В продолжение быстрого моего путешествия на восток, я выдержал пять карантинов, из которых один был продолжительнее и тягостнее другого, так что провел почти половину времени своего путешествия в подобных мучениях – действительно мучениях: это слово не слишком сильно для обозначения тех неприятностей, которым подвергается путешественник в восточных карантинах.

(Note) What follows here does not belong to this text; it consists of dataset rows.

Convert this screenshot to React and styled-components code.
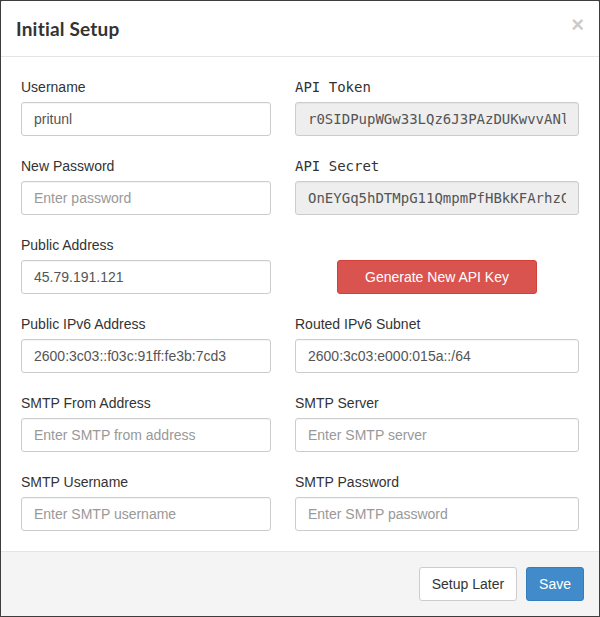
import React from "react";
import styled, { createGlobalStyle } from "styled-components";

const GlobalStyle = createGlobalStyle`
	html, body {
		margin: 0;
		padding: 0;
		background: #3d3d3d;
	}
	* {
		box-sizing: border-box;
	}
`;

const Modal = styled.div`
	width: 600px;
	height: 617px;
	display: flex;
	flex-direction: column;
	background: #fff;
	border: 1px solid #3d3d3d;
	border-radius: 2px;
	font-family: "Liberation Sans", Arial, sans-serif;
	color: #333;
`;

const Header = styled.div`
	height: 56px;
	padding: 0 15px;
	display: flex;
	align-items: center;
	justify-content: space-between;
	border-bottom: 1px solid #e5e5e5;
`;

const Title = styled.h4`
	margin: 0;
	font-family: Lato, "DejaVu Sans", sans-serif;
	font-weight: 700;
	font-size: 19px;
	color: #333;
	letter-spacing: 0.2px;
`;

const Close = styled.span`
	font-family: "Liberation Sans", Arial, sans-serif;
	font-size: 22px;
	font-weight: 700;
	color: #000;
	opacity: 0.2;
	line-height: 1;
	margin-top: -8px;
`;

const Body = styled.div`
	flex: 1;
	padding: 20px;
	display: grid;
	grid-template-columns: 250px 1fr;
	align-content: start;
	column-gap: 24px;
	row-gap: 20px;
`;

const Field = styled.div`
	display: flex;
	flex-direction: column;
	justify-content: flex-end;
`;

const Label = styled.label`
	display: block;
	font-size: 14px;
	line-height: 20px;
	margin-bottom: 5px;
	color: #333;
	font-family: ${(p) => (p.$mono ? '"DejaVu Sans Mono", monospace' : '"Liberation Sans", Arial, sans-serif')};
`;

const Input = styled.input`
	width: 100%;
	height: 34px;
	padding: 6px 12px;
	font-size: 14px;
	color: #555;
	border: 1px solid #ccc;
	border-radius: 3px;
	background: ${(p) => (p.readOnly ? "#eee" : "#fff")};
	font-family: ${(p) => (p.$mono ? '"DejaVu Sans Mono", monospace' : '"Liberation Sans", Arial, sans-serif')};
	box-shadow: inset 0 1px 1px rgba(0, 0, 0, 0.04);
	outline: none;
	&::placeholder {
		color: #999;
	}
`;

const Centered = styled.div`
	display: flex;
	align-items: flex-end;
	justify-content: center;
`;

const Button = styled.button`
	height: 34px;
	padding: 6px 12px;
	font-size: 14px;
	font-family: "Liberation Sans", Arial, sans-serif;
	border-radius: 3px;
	border: 1px solid ${(p) => p.$border};
	background: ${(p) => p.$bg};
	color: ${(p) => p.$color};
	cursor: pointer;
`;

const WideButton = styled(Button)`
	width: 200px;
`;

const Footer = styled.div`
	height: 65px;
	padding: 0 15px;
	display: flex;
	align-items: center;
	justify-content: flex-end;
	gap: 9px;
	background: #f4f4f4;
	border-top: 1px solid #e5e5e5;
`;

const fields = [
	["Username", "pritunl", ""],
	["API Token", "r0SIDPupWGw33LQz6J3PAzDUKwvvANlQmr7x", "", true],
	["New Password", "", "Enter password"],
	["API Secret", "OnEYGq5hDTMpG11QmpmPfHBkKFArhzCw8sXo", "", true],
	["Public Address", "45.79.191.121", ""],
	null,
	["Public IPv6 Address", "2600:3c03::f03c:91ff:fe3b:7cd3", ""],
	["Routed IPv6 Subnet", "2600:3c03:e000:015a::/64", ""],
	["SMTP From Address", "", "Enter SMTP from address"],
	["SMTP Server", "", "Enter SMTP server"],
	["SMTP Username", "", "Enter SMTP username"],
	["SMTP Password", "", "Enter SMTP password"],
];

export default function App() {
	return (
		<>
			<GlobalStyle />
			<Modal>
				<Header>
					<Title>Initial Setup</Title>
					<Close>×</Close>
				</Header>
				<Body>
					{fields.map((f, i) =>
						f ? (
							<Field key={i}>
								<Label $mono={f[3]}>{f[0]}</Label>
								<Input
									$mono={f[3]}
									readOnly={!!f[3]}
									defaultValue={f[1]}
									placeholder={f[2]}
									type={f[0].includes("Password") ? "password" : "text"}
								/>
							</Field>
						) : (
							<Centered key={i}>
								<WideButton $bg="#d9534f" $border="#d43f3a" $color="#fff">
									Generate New API Key
								</WideButton>
							</Centered>
						)
					)}
				</Body>
				<Footer>
					<Button $bg="#fff" $border="#ccc" $color="#333">
						Setup Later
					</Button>
					<Button $bg="#428bca" $border="#357ebd" $color="#fff">
						Save
					</Button>
				</Footer>
			</Modal>
		</>
	);
}
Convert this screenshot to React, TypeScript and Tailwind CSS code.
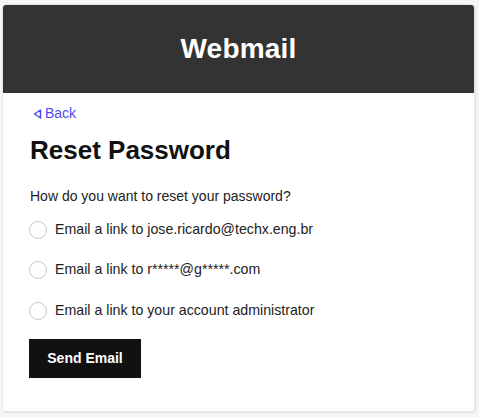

Если карантин на самом пароходе весьма скучен, а в дурную погоду крайне томителен от беспрестанной качки судна на якоре, то, по крайней мере, в нем нет тех лишений и неуместных издержек, которым подвергают путешественника на сухом пути. Хоть я и часто бывал в близком соседстве с чумой и другими заразами, но никогда не думал об этом, доверчиво покоряясь воле Провидения, в неизменной готовности жить или умереть как Богу будет угодно; но когда случалось мне быть в карантине на востоке, мне действительно казалось, что я не только приблизился к заразе, но что уже меня считают в числе усопших. Совершенное прекращение всякого сообщения со всем, на что вы рассчитывали, составляя планы своего времяпровождения в таком-то месте вместо свободы – темница; вместо порядочной комнаты – нечистые земляные конурки, сырые, как могила, с голыми стенами, без полов, без стула, даже без скамейки; одним словом, представьте себе могилу, в которую силой ввергают живого путешественника и не дают ему решительно ничего, кроме четырех грязных стен: тут и извольте жить как знаете!
И за такой постой при выпуске путешественника с него требуют еще поденную плату за карантинную квартиру, как за квартиру в хорошей гостинице, да, кроме того, заставят выдать поденное жалованье смотрителю, который во все время вашего очищения, с толстой палкой в руках, следит за страждущим и тоскующим человечеством и не спускает глаз со своего пленника ни на минуту, ни днем, ни ночью.